Source data:

************

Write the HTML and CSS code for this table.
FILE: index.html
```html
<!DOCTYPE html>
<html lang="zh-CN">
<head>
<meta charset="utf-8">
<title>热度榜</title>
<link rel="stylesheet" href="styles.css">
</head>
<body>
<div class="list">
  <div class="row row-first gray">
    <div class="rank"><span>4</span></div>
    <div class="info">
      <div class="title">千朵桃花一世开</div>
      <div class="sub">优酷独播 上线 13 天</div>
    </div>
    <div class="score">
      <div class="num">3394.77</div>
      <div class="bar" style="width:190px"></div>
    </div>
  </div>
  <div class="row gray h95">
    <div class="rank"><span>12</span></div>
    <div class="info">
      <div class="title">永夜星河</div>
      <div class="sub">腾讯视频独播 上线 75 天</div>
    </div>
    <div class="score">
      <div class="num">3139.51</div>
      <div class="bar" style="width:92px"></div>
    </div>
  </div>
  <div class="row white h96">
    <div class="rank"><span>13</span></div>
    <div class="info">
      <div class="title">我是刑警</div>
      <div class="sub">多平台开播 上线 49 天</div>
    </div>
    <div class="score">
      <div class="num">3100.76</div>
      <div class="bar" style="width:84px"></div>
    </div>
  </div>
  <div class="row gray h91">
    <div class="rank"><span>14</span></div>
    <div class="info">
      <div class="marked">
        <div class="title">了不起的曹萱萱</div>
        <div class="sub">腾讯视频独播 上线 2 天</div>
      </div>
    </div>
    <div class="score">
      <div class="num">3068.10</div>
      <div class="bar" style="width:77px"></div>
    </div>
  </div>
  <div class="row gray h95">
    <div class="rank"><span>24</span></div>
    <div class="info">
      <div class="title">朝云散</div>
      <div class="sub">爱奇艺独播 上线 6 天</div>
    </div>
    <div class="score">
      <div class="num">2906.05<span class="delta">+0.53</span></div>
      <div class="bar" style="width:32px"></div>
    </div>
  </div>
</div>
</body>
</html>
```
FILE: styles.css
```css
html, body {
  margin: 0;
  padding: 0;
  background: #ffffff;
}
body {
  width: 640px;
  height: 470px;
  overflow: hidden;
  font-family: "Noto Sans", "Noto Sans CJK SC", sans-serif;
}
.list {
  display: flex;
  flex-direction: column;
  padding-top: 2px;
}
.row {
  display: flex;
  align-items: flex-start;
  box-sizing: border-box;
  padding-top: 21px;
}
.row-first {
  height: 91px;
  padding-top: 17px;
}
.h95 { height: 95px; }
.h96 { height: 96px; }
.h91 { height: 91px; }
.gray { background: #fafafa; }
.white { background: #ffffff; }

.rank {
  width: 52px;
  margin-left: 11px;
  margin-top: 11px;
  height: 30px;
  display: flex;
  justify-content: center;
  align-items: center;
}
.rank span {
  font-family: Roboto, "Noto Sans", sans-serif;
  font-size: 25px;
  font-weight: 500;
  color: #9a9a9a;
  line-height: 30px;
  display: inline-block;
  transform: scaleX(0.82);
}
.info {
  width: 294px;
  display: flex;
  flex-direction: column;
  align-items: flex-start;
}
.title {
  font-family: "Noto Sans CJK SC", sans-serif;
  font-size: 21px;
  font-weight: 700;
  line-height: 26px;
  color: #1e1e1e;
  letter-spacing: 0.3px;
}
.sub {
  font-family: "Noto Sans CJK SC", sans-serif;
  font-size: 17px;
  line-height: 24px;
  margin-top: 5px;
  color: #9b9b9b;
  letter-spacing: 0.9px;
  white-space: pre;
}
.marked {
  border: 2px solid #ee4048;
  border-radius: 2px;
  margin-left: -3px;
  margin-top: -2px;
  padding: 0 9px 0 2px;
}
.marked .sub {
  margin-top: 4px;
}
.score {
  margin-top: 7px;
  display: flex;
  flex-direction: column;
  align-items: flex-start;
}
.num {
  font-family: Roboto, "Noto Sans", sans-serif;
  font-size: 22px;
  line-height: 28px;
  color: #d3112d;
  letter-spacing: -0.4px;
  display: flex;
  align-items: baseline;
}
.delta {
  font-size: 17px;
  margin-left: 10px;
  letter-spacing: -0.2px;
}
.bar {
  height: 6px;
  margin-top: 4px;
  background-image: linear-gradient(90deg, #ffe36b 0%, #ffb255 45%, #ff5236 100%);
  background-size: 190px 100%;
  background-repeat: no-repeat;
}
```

************

Task requirements: From the preceding material, extract every line exactly.

Task solution:
Write the HTML and CSS code for this table.
FILE: index.html
```html
<!DOCTYPE html>
<html lang="zh-CN">
<head>
<meta charset="utf-8">
<title>热度榜</title>
<link rel="stylesheet" href="styles.css">
</head>
<body>
<div class="list">
  <div class="row row-first gray">
    <div class="rank"><span>4</span></div>
    <div class="info">
      <div class="title">千朵桃花一世开</div>
      <div class="sub">优酷独播 上线 13 天</div>
    </div>
    <div class="score">
      <div class="num">3394.77</div>
      <div class="bar" style="width:190px"></div>
    </div>
  </div>
  <div class="row gray h95">
    <div class="rank"><span>12</span></div>
    <div class="info">
      <div class="title">永夜星河</div>
      <div class="sub">腾讯视频独播 上线 75 天</div>
    </div>
    <div class="score">
      <div class="num">3139.51</div>
      <div class="bar" style="width:92px"></div>
    </div>
  </div>
  <div class="row white h96">
    <div class="rank"><span>13</span></div>
    <div class="info">
      <div class="title">我是刑警</div>
      <div class="sub">多平台开播 上线 49 天</div>
    </div>
    <div class="score">
      <div class="num">3100.76</div>
      <div class="bar" style="width:84px"></div>
    </div>
  </div>
  <div class="row gray h91">
    <div class="rank"><span>14</span></div>
    <div class="info">
      <div class="marked">
        <div class="title">了不起的曹萱萱</div>
        <div class="sub">腾讯视频独播 上线 2 天</div>
      </div>
    </div>
    <div class="score">
      <div class="num">3068.10</div>
      <div class="bar" style="width:77px"></div>
    </div>
  </div>
  <div class="row gray h95">
    <div class="rank"><span>24</span></div>
    <div class="info">
      <div class="title">朝云散</div>
      <div class="sub">爱奇艺独播 上线 6 天</div>
    </div>
    <div class="score">
      <div class="num">2906.05<span class="delta">+0.53</span></div>
      <div class="bar" style="width:32px"></div>
    </div>
  </div>
</div>
</body>
</html>
```
FILE: styles.css
```css
html, body {
  margin: 0;
  padding: 0;
  background: #ffffff;
}
body {
  width: 640px;
  height: 470px;
  overflow: hidden;
  font-family: "Noto Sans", "Noto Sans CJK SC", sans-serif;
}
.list {
  display: flex;
  flex-direction: column;
  padding-top: 2px;
}
.row {
  display: flex;
  align-items: flex-start;
  box-sizing: border-box;
  padding-top: 21px;
}
.row-first {
  height: 91px;
  padding-top: 17px;
}
.h95 { height: 95px; }
.h96 { height: 96px; }
.h91 { height: 91px; }
.gray { background: #fafafa; }
.white { background: #ffffff; }

.rank {
  width: 52px;
  margin-left: 11px;
  margin-top: 11px;
  height: 30px;
  display: flex;
  justify-content: center;
  align-items: center;
}
.rank span {
  font-family: Roboto, "Noto Sans", sans-serif;
  font-size: 25px;
  font-weight: 500;
  color: #9a9a9a;
  line-height: 30px;
  display: inline-block;
  transform: scaleX(0.82);
}
.info {
  width: 294px;
  display: flex;
  flex-direction: column;
  align-items: flex-start;
}
.title {
  font-family: "Noto Sans CJK SC", sans-serif;
  font-size: 21px;
  font-weight: 700;
  line-height: 26px;
  color: #1e1e1e;
  letter-spacing: 0.3px;
}
.sub {
  font-family: "Noto Sans CJK SC", sans-serif;
  font-size: 17px;
  line-height: 24px;
  margin-top: 5px;
  color: #9b9b9b;
  letter-spacing: 0.9px;
  white-space: pre;
}
.marked {
  border: 2px solid #ee4048;
  border-radius: 2px;
  margin-left: -3px;
  margin-top: -2px;
  padding: 0 9px 0 2px;
}
.marked .sub {
  margin-top: 4px;
}
.score {
  margin-top: 7px;
  display: flex;
  flex-direction: column;
  align-items: flex-start;
}
.num {
  font-family: Roboto, "Noto Sans", sans-serif;
  font-size: 22px;
  line-height: 28px;
  color: #d3112d;
  letter-spacing: -0.4px;
  display: flex;
  align-items: baseline;
}
.delta {
  font-size: 17px;
  margin-left: 10px;
  letter-spacing: -0.2px;
}
.bar {
  height: 6px;
  margin-top: 4px;
  background-image: linear-gradient(90deg, #ffe36b 0%, #ffb255 45%, #ff5236 100%);
  background-size: 190px 100%;
  background-repeat: no-repeat;
}
```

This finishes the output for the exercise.